Was Alcott a trans man? That vocabulary didn’t exist in Alcott’s time, but, as the Louisa May Alcott Society says, “[It’s] so important to acknowledge that [Alcott] never fit a binary sex/gender/sexuality system.” Read on to learn more about Lou, and how her gender non-conformity influenced her beloved writing.

And yes, Alcott preferred “Lou” to “Louisa.”

Early in Little Women, Alcott’s avatar Jo March complains, “I can’t get over my disappointment in not being a boy.” Sister Beth soothes her, saying, “[Y]ou must be contented with making your name boyish, and playing brother to us girls.”

Much like Jo, Alcott almost never went by her full name, preferring more masculine alternatives. The Alcotts, who were big on nicknames, generally opted to call her “Lu” or “Louy” (pronounced “Louis”), and Alcott usually signed letters as “Lou” or “L.M. Alcott.” On the cover of the first edition of Little Women, Alcott is credited as L.M. Alcott. She also published under the androgynous pseudonym A.M. Barnard.

Wild and Queer

Even as a child, Alcott didn’t identify with girlhood.

“I don’t care much for girls’ things,” Alcott wrote in a childhood journal entry. “People think I am wild and queer.”

An outdoorsy, athletic child, Alcott made fast friendships with boys and delighted in their rough-and-tumble games — long past the point where such play was considered appropriate. “I fell with a crash into girlhood,” she wrote, in an 1855 letter to her father, “& continued falling over fences, out of trees, up hill & down stairs tumbling from one year to another till strengthened by such violent exercise the topsey turvey girl shot up into a topsey turvey woman.”

Alcott felt so removed from girlhood, in fact, that when a publisher asked her to write a “girls’ story,” she balked. “I never liked girls or knew many” she wrote in an 1868 journal entry, “except my sisters” — but this, it turns out, was enough for the resulting “girls’ story,” Little Women, to become a massive hit.

Alcott did identify with boyhood and manhood, though.

“I was born with a boys nature & always had more sympathy for & interest in them than in girls,” Alcott wrote in an 1860 letter to close friend Alfie Whitman. “[I] have fought my fight… with a boys spirit under my ‘bib & tucker’ & a boys wrath when I got ‘floored.’”

This is far from the only time Alcott expressed such a sentiment.

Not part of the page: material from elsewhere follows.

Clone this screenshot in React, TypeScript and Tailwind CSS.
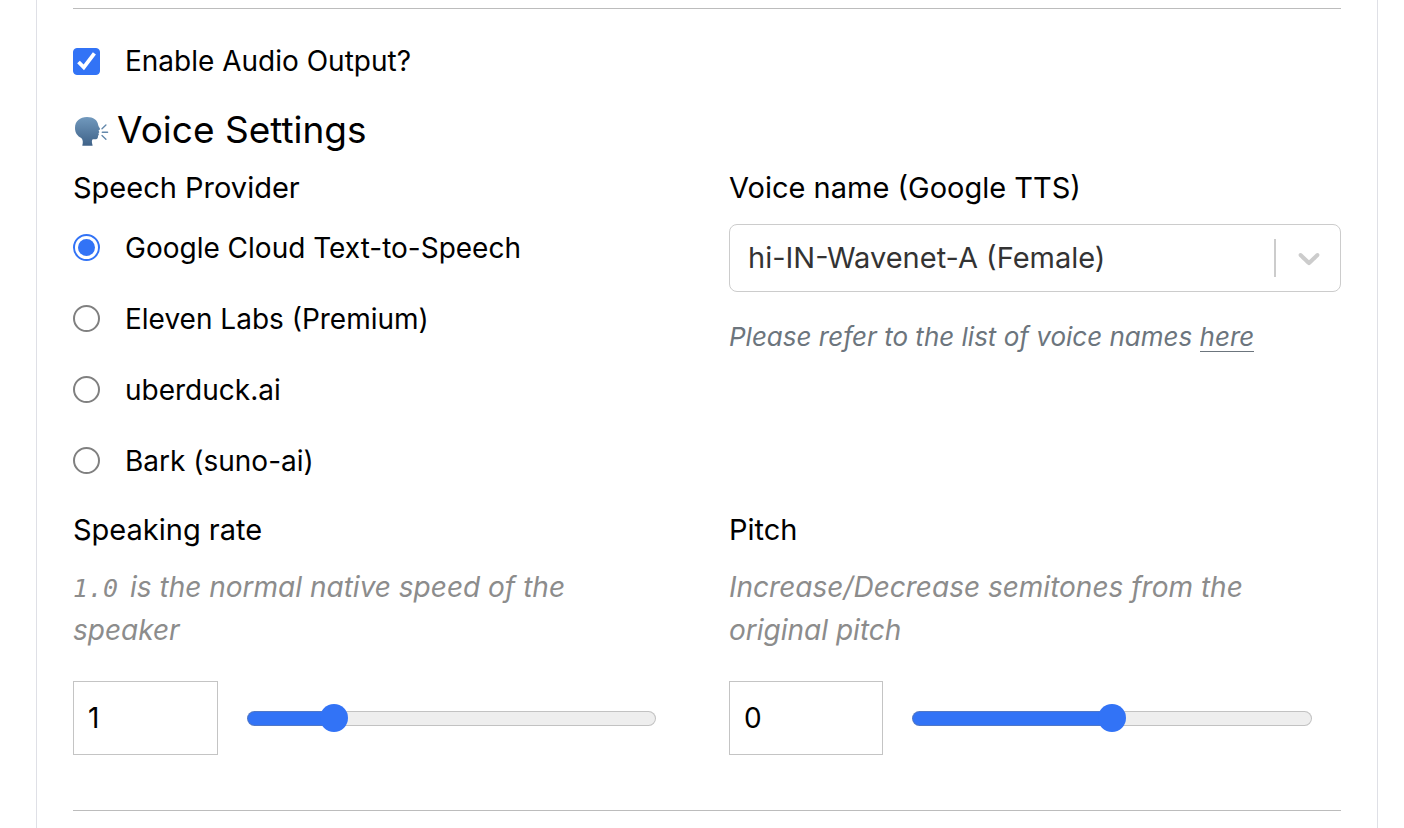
import { useState } from "react";
import type { ReactNode } from "react";

const ACCENT = "#3273f6";
const TRACK = "#eeeeee";

function SpeakingHead() {
  return (
    <svg viewBox="0 -2 36 32" className="h-8 w-9 shrink-0" aria-hidden="true">
      <defs>
        <linearGradient id="head" x1="0" y1="0" x2="0" y2="1">
          <stop offset="0" stopColor="#7199bd" />
          <stop offset="1" stopColor="#3f6288" />
        </linearGradient>
      </defs>
      <path
        fill="url(#head)"
        d="M14 1C20.500 1 24.600 4.200 25.200 9c.2 1.500 1.800 3.200 1.900 4.100.1.800-1.400.9-1.500 1.500-.1.600.8 1 .7 1.600-.1.500-.8.600-.8 1 0 .500.500.900.3 1.500-.2.600-.8.700-.8 1.400 0 1.500-.2 3-1.900 3.200-1.800.2-3.500-.3-4 .9-.4 1-.2 2.900.4 4.700.2.600-.1.900-.700.9H10.100c-.6 0-.9-.3-.7-.9.700-2.200.7-4.900-1.100-6.900C4.600 20 2 17 2 11.900 2 5.200 6.900 1 14 1Z"
      />
      <path
        stroke="#6388ab"
        strokeWidth="1.400"
        strokeLinecap="round"
        fill="none"
        d="m29 12.700 3.900-3.700M29.300 16.200h5.300M29 19.600l3.900 3.600"
      />
    </svg>
  );
}

function Label({ htmlFor, children }: { htmlFor: string; children: ReactNode }) {
  return (
    <label htmlFor={htmlFor} className="block text-[29px] leading-9">
      {children}
    </label>
  );
}

function Radio({
  label,
  checked,
  onChange,
}: {
  label: string;
  checked: boolean;
  onChange: () => void;
}) {
  return (
    <label className="flex h-[71px] items-center gap-[25px] text-[28px]">
      <input
        type="radio"
        name="provider"
        checked={checked}
        onChange={onChange}
        className="grid size-[27px] shrink-0 appearance-none place-items-center rounded-full border-2 border-[#808080] bg-white before:size-[17px] before:rounded-full checked:border-[#3273f6] checked:before:bg-[#3273f6]"
      />
      {label}
    </label>
  );
}

function NumberSlider({
  id,
  label,
  hint,
  min,
  max,
  step,
  initial,
  boxClass,
}: {
  id: string;
  label: string;
  hint: ReactNode;
  min: number;
  max: number;
  step: number;
  initial: number;
  boxClass: string;
}) {
  const [value, setValue] = useState(initial);
  const percent = ((value - min) / (max - min)) * 100;
  return (
    <div className="pr-[29px]">
      <Label htmlFor={id}>{label}</Label>
      <p className="mt-[18px] text-[28px] leading-[43px] text-[#8c8c8c] italic">{hint}</p>
      <div className="mt-[29px] flex items-center gap-[29px]">
        <input
          id={id}
          type="text"
          inputMode="decimal"
          value={value}
          onChange={(e) => setValue(Number(e.target.value) || 0)}
          className={`h-[74px] shrink-0 border border-[#c4c4c4] px-3.5 text-[28px] outline-none ${boxClass}`}
        />
        <input
          type="range"
          aria-label={`${label} slider`}
          min={min}
          max={max}
          step={step}
          value={value}
          onChange={(e) => setValue(Number(e.target.value))}
          style={{
            backgroundImage: `linear-gradient(to right, ${ACCENT} ${percent}%, ${TRACK} ${percent}%)`,
          }}
          className="h-[15px] min-w-0 flex-1 appearance-none rounded-full border border-[#808080]/40 bg-origin-border [&::-webkit-slider-thumb]:size-7 [&::-webkit-slider-thumb]:appearance-none [&::-webkit-slider-thumb]:rounded-full [&::-webkit-slider-thumb]:bg-[#3273f6]"
        />
      </div>
    </div>
  );
}

const providers = [
  "Google Cloud Text-to-Speech",
  "Eleven Labs (Premium)",
  "uberduck.ai",
  "Bark (suno-ai)",
];

export default function App() {
  const [enabled, setEnabled] = useState(true);
  const [provider, setProvider] = useState(providers[0]);

  return (
    <div className="min-h-screen bg-white pr-[26px] pl-9 font-['Inter',sans-serif] text-black">
      <main className="min-h-screen border-x border-[#dfe0e6] px-9 pt-2">
        <hr className="border-[#bcbcbc]" />

        <label className="mt-[31px] flex h-[42px] items-center gap-[25px] text-[28px]">
          <span className="relative grid size-[27px] shrink-0 place-items-center">
            <input
              type="checkbox"
              checked={enabled}
              onChange={(e) => setEnabled(e.target.checked)}
              className="peer size-[27px] appearance-none rounded-[4px] border border-[#767676] checked:border-[#3273f6] checked:bg-[#3273f6]"
            />
            <svg
              viewBox="0 0 27 27"
              className="pointer-events-none absolute inset-0 hidden size-[27px] peer-checked:block"
              aria-hidden="true"
            >
              <path d="m5.500 14 5.300 5.300L21.400 5.400" fill="none" stroke="#fff" strokeWidth="3.800" />
            </svg>
          </span>
          Enable Audio Output?
        </label>

        <h2 className="mt-[26px] flex h-11 items-center gap-2 text-[37px]">
          <SpeakingHead />
          Voice Settings
        </h2>

        <div className="mt-[18px] grid grid-cols-2 gap-x-11 gap-y-4">
          <fieldset>
            <legend className="text-[29px] leading-9">Speech Provider</legend>
            <div className="mt-[6px]">
              {providers.map((name) => (
                <Radio
                  key={name}
                  label={name}
                  checked={provider === name}
                  onChange={() => setProvider(name)}
                />
              ))}
            </div>
          </fieldset>

          <div>
            <Label htmlFor="voice">Voice name (Google TTS)</Label>
            <div className="relative mt-[18px]">
              <select
                id="voice"
                className="h-[68px] w-full appearance-none rounded-lg border border-[#cccccc] bg-white pr-20 pl-[18px] text-[29px] text-[#333333] outline-none"
              >
                <option>hi-IN-Wavenet-A (Female)</option>
              </select>
              <div className="pointer-events-none absolute inset-y-[15px] right-0 flex w-[67px] items-center justify-center border-l-2 border-[#cccccc]">
                <svg viewBox="0 0 20 20" className="size-9 fill-[#cccccc]" aria-hidden="true">
                  <path d="M4.516 7.548c0.436-0.446 1.043-0.481 1.576 0l3.908 3.747 3.908-3.747c0.533-0.481 1.141-0.446 1.574 0 0.436 0.445 0.408 1.197 0 1.615-0.406 0.418-4.695 4.502-4.695 4.502-0.217 0.223-0.502 0.335-0.787 0.335s-0.57-0.112-0.789-0.335c0 0-4.287-4.084-4.695-4.502s-0.436-1.170 0-1.615z" />
                </svg>
              </div>
            </div>
            <p className="mt-[26px] text-[26px] leading-[38px] text-[#6c757d] italic">
              Please refer to the list of voice names{" "}
              <a href="#voices" className="inline-block border-b border-[#6c757d] leading-7">
                here
              </a>
            </p>
          </div>

          <NumberSlider
            id="rate"
            label="Speaking rate"
            hint={
              <>
                <code className="mr-1 font-['DejaVu_Sans_Mono',monospace] text-[25px] leading-none">1.0</code> is
                the normal native speed of the speaker
              </>
            }
            min={0.3}
            max={4}
            step={0.1}
            initial={1}
            boxClass="w-[145px]"
          />
          <NumberSlider
            id="pitch"
            label="Pitch"
            hint="Increase/Decrease semitones from the original pitch"
            min={-20}
            max={20}
            step={0.25}
            initial={0}
            boxClass="w-[154px]"
          />
        </div>

        <hr className="mt-[55px] border-[#bcbcbc]" />
      </main>
    </div>
  );
}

Much later, in 1884, she gave an interview to Louise Chandler Moulton, and declared to the literary critic, “I am more than half-persuaded that I am, by some freak of nature, a man’s soul put into a woman’s body.”

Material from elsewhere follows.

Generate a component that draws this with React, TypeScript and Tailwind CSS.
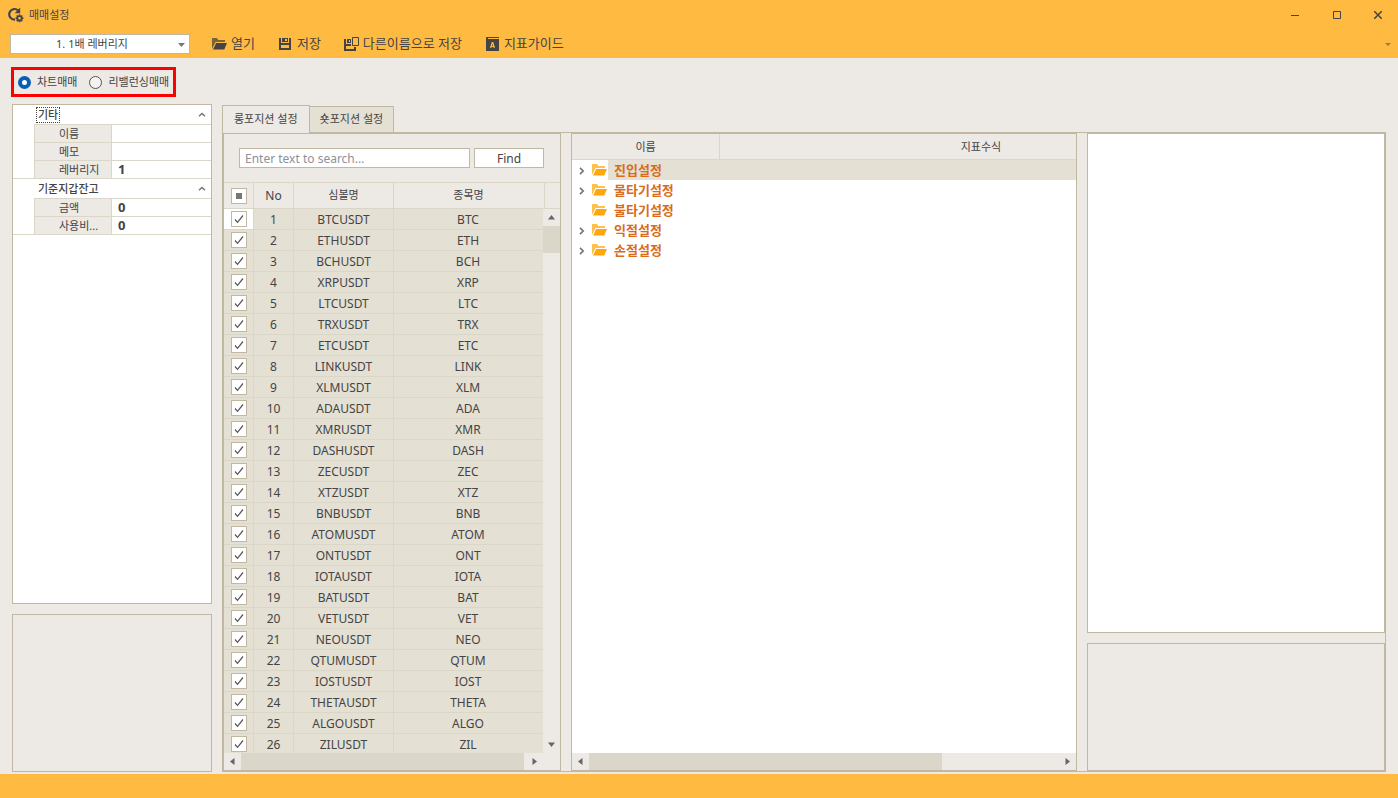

In a 2022 New York Times article, English professor Dr. Gregory Eiselein said he’s “certain” that Alcott identified as non-binary and never fit “a binary sex-gender model.”

Love Knows No Gender

Was Lou attracted to women?

In that same interview, Moulton asked Alcott why she thought herself “a man’s soul put into a woman’s body.” Moulton describes Alcott’s eyes as “sparkling” when she replied, “Well, for one thing, because I have been in love in my life with ever so many pretty girls, and never once the least little bit with any man.” Contextually, Alcott may have been flirting with Moulton. We know that this was a hobby she enjoyed.

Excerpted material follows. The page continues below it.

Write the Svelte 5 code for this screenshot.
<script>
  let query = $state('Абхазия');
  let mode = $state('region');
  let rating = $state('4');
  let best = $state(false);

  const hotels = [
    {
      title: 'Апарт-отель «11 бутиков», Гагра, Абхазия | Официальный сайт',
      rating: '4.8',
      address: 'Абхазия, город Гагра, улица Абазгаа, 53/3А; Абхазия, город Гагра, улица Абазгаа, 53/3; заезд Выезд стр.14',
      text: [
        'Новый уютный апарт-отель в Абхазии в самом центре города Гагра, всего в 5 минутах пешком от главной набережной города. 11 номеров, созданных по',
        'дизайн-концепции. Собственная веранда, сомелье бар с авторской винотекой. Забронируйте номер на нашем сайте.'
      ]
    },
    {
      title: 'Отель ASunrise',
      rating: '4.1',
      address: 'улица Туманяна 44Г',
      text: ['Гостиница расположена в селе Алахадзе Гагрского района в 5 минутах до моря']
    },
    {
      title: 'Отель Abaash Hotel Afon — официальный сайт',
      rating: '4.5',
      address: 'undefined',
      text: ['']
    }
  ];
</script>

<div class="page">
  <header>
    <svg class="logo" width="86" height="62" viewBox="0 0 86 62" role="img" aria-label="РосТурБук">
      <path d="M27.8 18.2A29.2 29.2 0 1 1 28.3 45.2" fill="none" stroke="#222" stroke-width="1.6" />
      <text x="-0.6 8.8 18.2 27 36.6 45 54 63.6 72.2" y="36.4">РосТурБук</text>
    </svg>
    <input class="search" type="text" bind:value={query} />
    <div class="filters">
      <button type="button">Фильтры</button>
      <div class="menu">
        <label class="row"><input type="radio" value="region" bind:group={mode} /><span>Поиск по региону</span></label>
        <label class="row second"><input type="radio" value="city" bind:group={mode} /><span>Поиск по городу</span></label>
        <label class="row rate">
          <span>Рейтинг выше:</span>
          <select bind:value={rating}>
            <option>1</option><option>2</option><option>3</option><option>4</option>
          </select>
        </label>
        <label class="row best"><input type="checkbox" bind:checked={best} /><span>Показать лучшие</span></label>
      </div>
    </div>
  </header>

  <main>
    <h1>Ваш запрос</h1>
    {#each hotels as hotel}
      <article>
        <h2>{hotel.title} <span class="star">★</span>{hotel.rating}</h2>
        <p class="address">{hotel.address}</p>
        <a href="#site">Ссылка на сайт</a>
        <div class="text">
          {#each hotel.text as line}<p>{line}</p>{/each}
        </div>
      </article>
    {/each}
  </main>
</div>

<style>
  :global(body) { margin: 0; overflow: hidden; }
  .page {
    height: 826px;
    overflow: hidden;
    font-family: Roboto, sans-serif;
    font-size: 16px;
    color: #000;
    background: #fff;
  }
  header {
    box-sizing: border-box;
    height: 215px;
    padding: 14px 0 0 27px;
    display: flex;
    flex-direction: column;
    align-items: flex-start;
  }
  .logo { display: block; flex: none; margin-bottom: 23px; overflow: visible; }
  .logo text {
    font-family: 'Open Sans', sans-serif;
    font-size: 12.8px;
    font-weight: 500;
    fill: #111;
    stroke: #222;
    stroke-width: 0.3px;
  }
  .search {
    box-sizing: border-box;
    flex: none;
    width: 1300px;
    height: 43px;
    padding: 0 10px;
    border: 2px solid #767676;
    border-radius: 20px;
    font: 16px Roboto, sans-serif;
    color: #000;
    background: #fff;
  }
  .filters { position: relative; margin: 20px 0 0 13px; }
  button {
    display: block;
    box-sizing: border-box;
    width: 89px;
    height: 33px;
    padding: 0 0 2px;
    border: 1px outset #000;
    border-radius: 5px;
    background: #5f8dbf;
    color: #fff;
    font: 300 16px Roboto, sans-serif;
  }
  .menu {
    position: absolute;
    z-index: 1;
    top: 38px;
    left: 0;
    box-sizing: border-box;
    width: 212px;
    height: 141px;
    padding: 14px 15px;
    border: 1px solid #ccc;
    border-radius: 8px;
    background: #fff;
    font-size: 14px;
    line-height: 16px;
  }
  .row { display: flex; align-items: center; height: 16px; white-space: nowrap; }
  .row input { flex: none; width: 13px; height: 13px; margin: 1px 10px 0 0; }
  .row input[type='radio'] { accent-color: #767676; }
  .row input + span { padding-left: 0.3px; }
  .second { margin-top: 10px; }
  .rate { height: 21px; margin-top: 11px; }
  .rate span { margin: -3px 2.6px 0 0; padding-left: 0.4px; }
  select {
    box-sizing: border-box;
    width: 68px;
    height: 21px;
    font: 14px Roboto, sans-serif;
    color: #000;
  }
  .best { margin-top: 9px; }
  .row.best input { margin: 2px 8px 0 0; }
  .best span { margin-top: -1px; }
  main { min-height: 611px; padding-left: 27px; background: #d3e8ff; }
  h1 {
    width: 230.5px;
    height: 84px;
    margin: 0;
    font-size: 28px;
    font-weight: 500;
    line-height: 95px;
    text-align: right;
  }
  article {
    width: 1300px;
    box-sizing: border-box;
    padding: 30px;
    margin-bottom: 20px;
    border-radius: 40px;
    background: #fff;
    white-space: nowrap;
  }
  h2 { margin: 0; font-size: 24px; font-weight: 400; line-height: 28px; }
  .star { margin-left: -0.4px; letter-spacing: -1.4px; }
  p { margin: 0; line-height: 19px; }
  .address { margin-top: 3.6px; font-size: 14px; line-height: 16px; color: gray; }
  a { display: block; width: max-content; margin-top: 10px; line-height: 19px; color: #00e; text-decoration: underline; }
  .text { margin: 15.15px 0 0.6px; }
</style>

At a masked ball  in 1862, Alcott dressed as a monk, and says that “the girls flirted in earnest till I took off my beard when they shouted.” In 1875, she attended the Women’s Congress in Syracuse, New York, where she signed autographs for fans and wrote of being “kissed to death” by these “gushing damsels.”

Alcott’s declaration to Moulton is likely more reflective of how she felt at 52 than strictly true. Alcott’s closest and most affectionate relationships tended to be with men several years her junior. Unlike her contemporaries Emily Dickinson, Emma Goldman, and Angelina Weld Grimke, Alcott left behind no romantic correspondence with women. Still, Alcott’s work resonates deeply with lesbians.

“After all,” writes lesbian scholar Elizabeth Freeman, “who was Jo but our tomboy self, our ‘behind the mask’ self, our struggle against normative femininity?”

Well, then, was Lou attracted to men?

Throughout her middle age, Alcott maintained intense, affectionate relationships with several younger men, including Alfie Whitman (no relation to Walt) and Ladislas “Laddie” Wisniewski, who jointly inspired the character of Laurie in Little Women.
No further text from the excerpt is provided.